And the more memory you configure, the better the CPU. So basically, you don't control the CPU, you just control the memory, but the more memory you allocate, the better the CPU. So sometimes if you just want a better CPU, you'll need to allocate more memory, even if you don't really need that much amount of memory. This is just the model that Lambda gives you, and I suppose it's tightly related to the pricing model and to the allocation model that AWS needs to figure out when they really need to provision your Lambda, somewhere in a cluster.
So once you provision your own Lambda and you select a certain amount of memory, then the cost, there are actually two different pieces that contribute to the final cost. One is the execution time and one is the invocation cost. Execution time is literally given one Lambda, how long does it run? You are going to pay for that. And invocation cost is how many millions of invocations are you doing? And there is a price on that.
For the execution cost is literally a function of the time in millisecond and memory. And just to give you an example, even though maybe it's not really meaningful, if you go for the lowest, which is 128 megabytes of memory, for every millisecond, you pay 0.00000000, that's nine zeros, $21. So it looks like it's infinitesimally small. But if you are running your Lambda function for long and the limit is 15 minutes, you will start to actually see that cost.
So again, this is one of those false things that might be very misleading. It looks like an infinitesimally small number, but it multiplies up if you actually use this feature a lot. So make sure to do the maths to really understand what's going to be the cost for you. And when it comes to the invocation cost, you have 20 cents of dollars per million of invocations this is in Ireland. I think it might be slightly different if you go in different regions.
But again, seems like a very low cost, but if you actually use Lambda a lot, it's not unlikely that you will be doing multiple millions of invocations during your billing period. So that cost might add up as well. I suppose one kind of observation that we can make is that Lambda can be very, very convenient for when you have very spiky use cases or when it's very, very hard to predict what's going to be the actual consumption of the service.
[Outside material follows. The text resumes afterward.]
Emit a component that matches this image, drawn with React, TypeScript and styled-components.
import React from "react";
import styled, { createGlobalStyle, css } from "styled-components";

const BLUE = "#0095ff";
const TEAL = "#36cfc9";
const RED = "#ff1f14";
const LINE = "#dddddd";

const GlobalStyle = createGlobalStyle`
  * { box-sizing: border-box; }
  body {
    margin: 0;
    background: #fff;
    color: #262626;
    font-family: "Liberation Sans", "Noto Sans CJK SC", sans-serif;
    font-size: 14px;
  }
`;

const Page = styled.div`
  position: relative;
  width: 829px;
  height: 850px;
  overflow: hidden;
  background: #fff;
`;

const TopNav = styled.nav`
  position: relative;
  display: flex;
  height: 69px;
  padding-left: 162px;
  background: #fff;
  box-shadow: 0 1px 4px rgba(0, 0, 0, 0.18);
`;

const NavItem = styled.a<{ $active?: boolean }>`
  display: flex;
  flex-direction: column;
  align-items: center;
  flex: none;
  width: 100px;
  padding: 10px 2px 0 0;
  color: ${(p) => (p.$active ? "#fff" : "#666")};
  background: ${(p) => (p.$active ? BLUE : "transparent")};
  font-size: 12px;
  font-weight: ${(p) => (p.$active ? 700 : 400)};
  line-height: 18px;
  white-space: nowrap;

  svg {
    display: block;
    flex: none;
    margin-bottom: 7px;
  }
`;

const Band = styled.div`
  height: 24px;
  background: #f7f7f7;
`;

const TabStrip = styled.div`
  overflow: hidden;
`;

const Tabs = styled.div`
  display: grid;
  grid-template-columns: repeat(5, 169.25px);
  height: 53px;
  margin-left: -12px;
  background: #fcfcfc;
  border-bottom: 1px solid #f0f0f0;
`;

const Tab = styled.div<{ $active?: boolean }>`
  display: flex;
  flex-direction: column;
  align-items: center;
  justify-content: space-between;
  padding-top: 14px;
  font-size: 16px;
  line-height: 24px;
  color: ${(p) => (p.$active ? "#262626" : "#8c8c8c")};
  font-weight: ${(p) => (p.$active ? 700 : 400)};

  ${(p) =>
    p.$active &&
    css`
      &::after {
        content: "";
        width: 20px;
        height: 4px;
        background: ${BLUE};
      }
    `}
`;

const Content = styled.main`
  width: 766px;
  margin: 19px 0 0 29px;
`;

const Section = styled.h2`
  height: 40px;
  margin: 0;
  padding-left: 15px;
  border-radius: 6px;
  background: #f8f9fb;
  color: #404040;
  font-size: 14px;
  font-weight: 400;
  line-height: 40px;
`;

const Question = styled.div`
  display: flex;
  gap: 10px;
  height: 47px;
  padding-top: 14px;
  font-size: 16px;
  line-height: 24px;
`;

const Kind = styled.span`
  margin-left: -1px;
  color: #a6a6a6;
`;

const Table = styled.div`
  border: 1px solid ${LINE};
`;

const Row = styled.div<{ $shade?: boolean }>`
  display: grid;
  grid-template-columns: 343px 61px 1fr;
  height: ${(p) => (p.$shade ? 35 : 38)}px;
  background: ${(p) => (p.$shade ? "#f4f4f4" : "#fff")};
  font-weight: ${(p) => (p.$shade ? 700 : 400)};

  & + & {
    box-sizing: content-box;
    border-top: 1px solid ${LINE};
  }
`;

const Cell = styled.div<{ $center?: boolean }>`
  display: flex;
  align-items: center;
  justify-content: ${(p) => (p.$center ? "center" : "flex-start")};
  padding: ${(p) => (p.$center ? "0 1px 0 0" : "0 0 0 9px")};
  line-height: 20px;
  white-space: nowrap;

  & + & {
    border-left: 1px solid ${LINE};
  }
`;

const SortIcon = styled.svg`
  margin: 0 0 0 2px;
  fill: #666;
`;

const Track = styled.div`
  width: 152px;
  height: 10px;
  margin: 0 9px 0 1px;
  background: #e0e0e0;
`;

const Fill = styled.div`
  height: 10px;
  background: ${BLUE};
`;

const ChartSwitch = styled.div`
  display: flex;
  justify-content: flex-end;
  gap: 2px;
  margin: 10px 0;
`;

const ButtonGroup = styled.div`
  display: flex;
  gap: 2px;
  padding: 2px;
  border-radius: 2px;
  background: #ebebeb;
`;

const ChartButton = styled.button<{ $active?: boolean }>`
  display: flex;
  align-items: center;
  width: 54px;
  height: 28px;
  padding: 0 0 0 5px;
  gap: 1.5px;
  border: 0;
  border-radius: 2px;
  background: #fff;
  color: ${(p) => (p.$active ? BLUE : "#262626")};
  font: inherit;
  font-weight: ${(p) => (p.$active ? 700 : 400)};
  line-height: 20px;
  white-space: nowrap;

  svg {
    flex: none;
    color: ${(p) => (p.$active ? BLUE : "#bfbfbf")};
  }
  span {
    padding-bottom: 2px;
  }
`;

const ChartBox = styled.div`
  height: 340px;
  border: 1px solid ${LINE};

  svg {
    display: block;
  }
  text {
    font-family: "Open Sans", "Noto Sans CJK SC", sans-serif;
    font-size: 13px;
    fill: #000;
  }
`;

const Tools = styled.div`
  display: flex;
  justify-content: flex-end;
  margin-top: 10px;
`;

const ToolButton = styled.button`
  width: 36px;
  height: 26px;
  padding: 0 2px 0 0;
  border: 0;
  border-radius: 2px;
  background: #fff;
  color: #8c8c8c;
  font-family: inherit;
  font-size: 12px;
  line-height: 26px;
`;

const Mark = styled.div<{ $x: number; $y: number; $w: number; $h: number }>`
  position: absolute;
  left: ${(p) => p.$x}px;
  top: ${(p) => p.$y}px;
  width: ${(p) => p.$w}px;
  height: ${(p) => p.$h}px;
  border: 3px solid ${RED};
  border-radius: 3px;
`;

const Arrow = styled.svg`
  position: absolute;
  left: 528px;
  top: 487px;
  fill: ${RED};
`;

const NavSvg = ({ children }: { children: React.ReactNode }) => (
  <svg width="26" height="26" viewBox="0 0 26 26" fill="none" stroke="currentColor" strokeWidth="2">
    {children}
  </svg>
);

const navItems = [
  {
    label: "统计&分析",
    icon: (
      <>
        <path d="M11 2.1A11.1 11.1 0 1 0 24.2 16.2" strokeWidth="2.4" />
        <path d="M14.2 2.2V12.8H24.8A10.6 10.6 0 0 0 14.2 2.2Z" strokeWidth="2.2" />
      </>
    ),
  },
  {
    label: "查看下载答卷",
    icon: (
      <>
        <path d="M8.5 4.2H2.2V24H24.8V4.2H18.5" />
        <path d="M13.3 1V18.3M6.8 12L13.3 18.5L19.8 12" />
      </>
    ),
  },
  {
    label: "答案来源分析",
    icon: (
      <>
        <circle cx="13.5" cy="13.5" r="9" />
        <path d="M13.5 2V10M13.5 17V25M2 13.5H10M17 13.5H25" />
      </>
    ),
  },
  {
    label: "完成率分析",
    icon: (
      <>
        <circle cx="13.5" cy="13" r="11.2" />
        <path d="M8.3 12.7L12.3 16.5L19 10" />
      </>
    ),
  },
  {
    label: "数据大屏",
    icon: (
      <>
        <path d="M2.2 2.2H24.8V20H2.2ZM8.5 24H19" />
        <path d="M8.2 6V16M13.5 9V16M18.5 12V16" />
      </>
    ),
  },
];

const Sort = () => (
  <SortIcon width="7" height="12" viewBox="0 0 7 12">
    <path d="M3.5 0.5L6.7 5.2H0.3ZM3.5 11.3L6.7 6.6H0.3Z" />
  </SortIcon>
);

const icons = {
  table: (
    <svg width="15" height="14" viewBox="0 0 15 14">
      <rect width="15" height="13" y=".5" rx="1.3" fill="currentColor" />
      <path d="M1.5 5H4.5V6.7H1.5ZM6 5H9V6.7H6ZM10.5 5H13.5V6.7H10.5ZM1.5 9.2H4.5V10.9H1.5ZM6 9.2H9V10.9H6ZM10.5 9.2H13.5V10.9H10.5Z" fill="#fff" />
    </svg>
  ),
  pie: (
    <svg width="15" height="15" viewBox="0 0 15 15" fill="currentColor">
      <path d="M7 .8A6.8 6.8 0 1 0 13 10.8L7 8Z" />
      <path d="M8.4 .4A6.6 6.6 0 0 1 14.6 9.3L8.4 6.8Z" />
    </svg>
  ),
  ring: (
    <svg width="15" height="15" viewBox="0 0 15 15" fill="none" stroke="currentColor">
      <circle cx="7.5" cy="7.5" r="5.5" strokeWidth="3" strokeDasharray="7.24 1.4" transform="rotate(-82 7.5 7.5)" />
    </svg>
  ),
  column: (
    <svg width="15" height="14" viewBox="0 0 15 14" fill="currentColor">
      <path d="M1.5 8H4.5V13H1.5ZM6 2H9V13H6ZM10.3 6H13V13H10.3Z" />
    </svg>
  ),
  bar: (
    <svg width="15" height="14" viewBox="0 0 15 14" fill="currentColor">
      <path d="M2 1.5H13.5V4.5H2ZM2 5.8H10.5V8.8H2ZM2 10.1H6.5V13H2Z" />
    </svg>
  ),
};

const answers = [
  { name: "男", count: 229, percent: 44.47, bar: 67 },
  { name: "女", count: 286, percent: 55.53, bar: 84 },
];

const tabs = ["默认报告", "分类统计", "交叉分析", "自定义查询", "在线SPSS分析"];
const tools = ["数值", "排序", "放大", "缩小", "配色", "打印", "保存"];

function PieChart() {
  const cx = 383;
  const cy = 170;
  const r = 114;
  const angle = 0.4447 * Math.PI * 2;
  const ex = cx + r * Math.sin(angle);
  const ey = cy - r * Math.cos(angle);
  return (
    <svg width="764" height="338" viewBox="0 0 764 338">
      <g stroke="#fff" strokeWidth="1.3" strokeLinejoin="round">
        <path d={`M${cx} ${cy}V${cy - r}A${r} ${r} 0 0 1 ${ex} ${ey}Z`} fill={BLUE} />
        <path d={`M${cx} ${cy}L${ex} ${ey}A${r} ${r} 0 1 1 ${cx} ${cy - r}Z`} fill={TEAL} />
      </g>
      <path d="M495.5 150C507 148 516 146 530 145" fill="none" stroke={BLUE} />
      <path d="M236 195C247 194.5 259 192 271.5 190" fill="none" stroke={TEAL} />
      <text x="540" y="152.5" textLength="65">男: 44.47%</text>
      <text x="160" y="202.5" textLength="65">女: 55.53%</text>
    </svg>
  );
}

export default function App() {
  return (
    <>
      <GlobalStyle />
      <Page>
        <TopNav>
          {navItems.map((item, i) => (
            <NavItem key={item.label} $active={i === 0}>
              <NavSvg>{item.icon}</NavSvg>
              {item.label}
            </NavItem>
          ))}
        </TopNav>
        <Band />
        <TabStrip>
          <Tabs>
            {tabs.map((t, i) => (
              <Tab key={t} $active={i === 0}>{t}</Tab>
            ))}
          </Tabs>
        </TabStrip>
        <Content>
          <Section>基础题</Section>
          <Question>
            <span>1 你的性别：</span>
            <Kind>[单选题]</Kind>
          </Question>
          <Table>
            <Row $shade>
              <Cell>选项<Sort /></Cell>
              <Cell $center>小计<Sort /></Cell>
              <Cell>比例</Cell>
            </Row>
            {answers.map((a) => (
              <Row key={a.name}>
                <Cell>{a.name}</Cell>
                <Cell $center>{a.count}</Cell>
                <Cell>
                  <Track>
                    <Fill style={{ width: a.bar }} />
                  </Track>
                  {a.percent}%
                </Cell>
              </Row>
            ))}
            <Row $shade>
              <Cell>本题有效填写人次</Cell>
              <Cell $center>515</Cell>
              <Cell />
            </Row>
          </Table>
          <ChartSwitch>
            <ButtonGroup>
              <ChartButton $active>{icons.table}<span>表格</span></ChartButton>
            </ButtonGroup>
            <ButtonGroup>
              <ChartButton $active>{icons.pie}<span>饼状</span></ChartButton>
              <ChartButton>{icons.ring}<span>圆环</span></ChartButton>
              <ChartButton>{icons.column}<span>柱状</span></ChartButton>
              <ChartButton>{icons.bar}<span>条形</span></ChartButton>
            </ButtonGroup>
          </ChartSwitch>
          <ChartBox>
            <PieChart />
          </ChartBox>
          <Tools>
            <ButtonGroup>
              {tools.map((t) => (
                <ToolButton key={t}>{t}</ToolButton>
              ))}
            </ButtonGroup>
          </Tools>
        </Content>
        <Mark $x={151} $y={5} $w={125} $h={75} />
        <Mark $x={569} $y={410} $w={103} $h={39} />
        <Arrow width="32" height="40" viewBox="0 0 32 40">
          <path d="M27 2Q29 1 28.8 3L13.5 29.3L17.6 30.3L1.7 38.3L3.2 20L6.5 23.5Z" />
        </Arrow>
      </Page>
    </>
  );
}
Classic example, you are building a startup, you're trying to validate an idea. Probably two people are going to be using it the very first few months while you try to validate the idea. But if you end up being very, very successful, you might end up very easily with like thousands of users in a very short amount of time. If you are very lucky and successful, maybe even millions of users, so that might just skyrocket the usage of your platform.
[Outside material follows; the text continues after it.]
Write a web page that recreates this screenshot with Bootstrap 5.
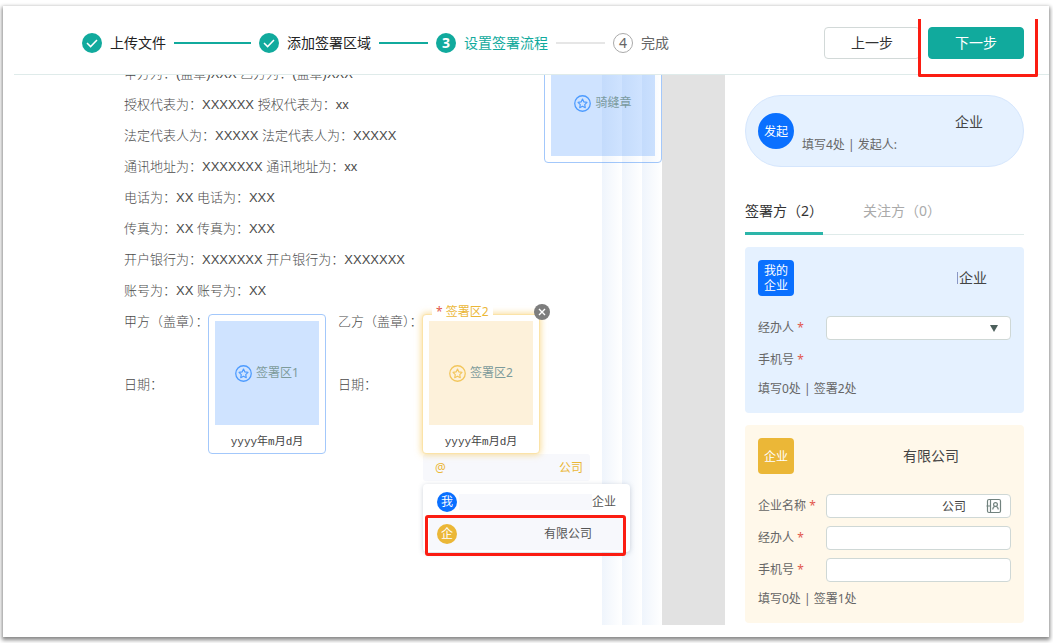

And in that case, you didn't really have to make an upfront investment to support the traffic. So this is probably where the convenience of Lambda and its pricing model is kind of at its best. And the opposite case is actually interesting where you really can predict in advance the cost and the use and the load. So in that case, actually Lambda comes a little bit more expensive by how much we are actually going to link to an article that Eoin, you wrote some time ago, which has some good numbers in it and compares Lambda, I guess, Fargate, I guess, EC2.
But the bottom line of that is that when you can predict the actual usage and that usage is pretty much constant, you probably can make an effort into using something more traditional like EC2. Of course, assuming that you don't have a lot of TCO into provision in those EC2s, if you just look at the compute cost, that compute cost will be much lower than the equivalent compute cost of Lambda. And if you think about that, that makes sense because AWS is making you pay the actual compute with a premium because they take care of all these kind of infrastructures spinning things up and down for you, while in EC2, all that cost is on you. So it kind of makes sense that if you just compare compute per compute, Lambda is more expensive than something like EC2.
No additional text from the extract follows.